Re: [RFC PATCH v3] ipv6: make ipv6_renew_options() interrupt/kernel safe
From: David Miller <davem@davemloft.net>
Date: 2018-07-05 11:15:53
Also in:
linux-security-module, selinux
From: Paul Moore <redacted> Date: Wed, 04 Jul 2018 09:58:05 -0400
From: Paul Moore <paul@paul-moore.com> At present the ipv6_renew_options_kern() function ends up calling into access_ok() which is problematic if done from inside an interrupt as access_ok() calls WARN_ON_IN_IRQ() on some (all?) architectures (x86-64 is affected). Example warning/backtrace is shown below: WARNING: CPU: 1 PID: 3144 at lib/usercopy.c:11 _copy_from_user+0x85/0x90
...
While not present in the backtrace, ipv6_renew_option() ends up calling access_ok() via the following chain: access_ok() _copy_from_user() copy_from_user() ipv6_renew_option() The fix presented in this patch is to perform the userspace copy earlier in the call chain such that it is only called when the option data is actually coming from userspace; that place is do_ipv6_setsockopt().
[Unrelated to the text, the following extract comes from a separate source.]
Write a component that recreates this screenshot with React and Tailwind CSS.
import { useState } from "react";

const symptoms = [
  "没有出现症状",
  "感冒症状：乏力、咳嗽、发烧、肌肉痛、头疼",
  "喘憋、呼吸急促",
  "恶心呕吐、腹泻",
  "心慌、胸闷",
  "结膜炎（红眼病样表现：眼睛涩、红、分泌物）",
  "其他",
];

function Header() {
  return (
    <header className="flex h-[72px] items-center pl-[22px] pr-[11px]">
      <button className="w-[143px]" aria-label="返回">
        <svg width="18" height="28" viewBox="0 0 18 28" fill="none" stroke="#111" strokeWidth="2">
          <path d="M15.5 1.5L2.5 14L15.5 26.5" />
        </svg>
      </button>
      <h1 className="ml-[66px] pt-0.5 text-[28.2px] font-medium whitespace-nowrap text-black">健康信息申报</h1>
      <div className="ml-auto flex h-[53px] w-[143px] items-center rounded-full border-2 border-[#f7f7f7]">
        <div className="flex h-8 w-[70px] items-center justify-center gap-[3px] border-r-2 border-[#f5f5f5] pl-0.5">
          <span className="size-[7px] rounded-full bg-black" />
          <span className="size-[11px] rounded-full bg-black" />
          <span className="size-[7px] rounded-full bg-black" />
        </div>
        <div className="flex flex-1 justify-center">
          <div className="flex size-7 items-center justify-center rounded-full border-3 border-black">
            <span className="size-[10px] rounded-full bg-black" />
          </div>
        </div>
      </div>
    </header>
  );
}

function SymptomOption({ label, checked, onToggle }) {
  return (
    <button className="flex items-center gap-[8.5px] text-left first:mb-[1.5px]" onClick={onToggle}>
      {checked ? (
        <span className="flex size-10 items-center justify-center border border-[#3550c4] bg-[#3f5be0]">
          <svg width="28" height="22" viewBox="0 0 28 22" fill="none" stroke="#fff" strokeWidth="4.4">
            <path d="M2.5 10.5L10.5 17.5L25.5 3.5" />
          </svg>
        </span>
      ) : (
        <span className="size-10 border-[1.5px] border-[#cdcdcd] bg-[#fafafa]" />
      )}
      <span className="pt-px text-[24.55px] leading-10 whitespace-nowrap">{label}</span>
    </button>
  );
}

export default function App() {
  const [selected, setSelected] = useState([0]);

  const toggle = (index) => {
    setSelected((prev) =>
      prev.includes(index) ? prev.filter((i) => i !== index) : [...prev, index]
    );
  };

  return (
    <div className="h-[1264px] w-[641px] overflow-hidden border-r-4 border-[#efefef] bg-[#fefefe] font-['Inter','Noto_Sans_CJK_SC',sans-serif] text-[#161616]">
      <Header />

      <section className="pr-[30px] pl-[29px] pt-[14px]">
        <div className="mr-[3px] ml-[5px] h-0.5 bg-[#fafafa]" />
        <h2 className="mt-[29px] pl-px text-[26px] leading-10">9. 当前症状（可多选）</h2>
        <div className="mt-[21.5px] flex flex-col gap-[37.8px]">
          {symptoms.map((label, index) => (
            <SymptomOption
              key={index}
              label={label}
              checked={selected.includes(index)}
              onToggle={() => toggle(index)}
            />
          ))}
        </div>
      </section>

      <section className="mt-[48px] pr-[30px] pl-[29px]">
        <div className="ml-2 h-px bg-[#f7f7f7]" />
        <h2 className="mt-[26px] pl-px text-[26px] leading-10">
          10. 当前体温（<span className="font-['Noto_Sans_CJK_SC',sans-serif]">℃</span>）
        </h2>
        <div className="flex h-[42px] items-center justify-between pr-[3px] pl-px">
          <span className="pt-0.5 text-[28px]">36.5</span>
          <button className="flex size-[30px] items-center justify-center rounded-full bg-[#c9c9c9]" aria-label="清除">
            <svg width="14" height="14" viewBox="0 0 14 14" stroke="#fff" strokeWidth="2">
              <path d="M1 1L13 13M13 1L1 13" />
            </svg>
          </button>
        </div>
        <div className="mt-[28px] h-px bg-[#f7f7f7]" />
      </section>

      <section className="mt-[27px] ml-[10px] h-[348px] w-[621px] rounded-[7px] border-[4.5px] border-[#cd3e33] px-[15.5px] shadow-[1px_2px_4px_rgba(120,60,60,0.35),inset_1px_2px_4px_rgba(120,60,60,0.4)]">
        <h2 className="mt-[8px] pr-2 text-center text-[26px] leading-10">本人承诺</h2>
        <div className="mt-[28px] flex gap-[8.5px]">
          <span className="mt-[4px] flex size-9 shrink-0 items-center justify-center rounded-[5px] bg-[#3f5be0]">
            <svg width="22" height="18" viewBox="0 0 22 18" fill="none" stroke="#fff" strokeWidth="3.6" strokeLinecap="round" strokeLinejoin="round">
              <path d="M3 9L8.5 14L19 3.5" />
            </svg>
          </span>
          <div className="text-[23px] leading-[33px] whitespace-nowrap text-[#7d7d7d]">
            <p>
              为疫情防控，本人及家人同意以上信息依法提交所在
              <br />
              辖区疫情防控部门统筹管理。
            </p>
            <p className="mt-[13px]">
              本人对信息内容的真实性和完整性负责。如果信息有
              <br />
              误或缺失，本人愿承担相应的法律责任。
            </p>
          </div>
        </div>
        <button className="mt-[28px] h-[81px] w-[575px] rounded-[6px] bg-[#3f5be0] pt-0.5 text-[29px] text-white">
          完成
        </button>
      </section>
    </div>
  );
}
Not only does this solve the problem seen in the backtrace above, it also allows us to simplify the code quite a bit by removing ipv6_renew_options_kern() completely. We also take this opportunity to cleanup ipv6_renew_options()/ipv6_renew_option() a small amount as well. This patch is heavily based on a rough patch by Al Viro. I've taken his original patch, converted a kmemdup() call in do_ipv6_setsockopt() to a memdup_user() call, made better use of the e_inval jump target in the same function, and cleaned up the use ipv6_renew_option() by ipv6_renew_options(). CC: Al Viro <viro@zeniv.linux.org.uk> Signed-off-by: Paul Moore <paul@paul-moore.com>
This looks good to me, applied to 'net'.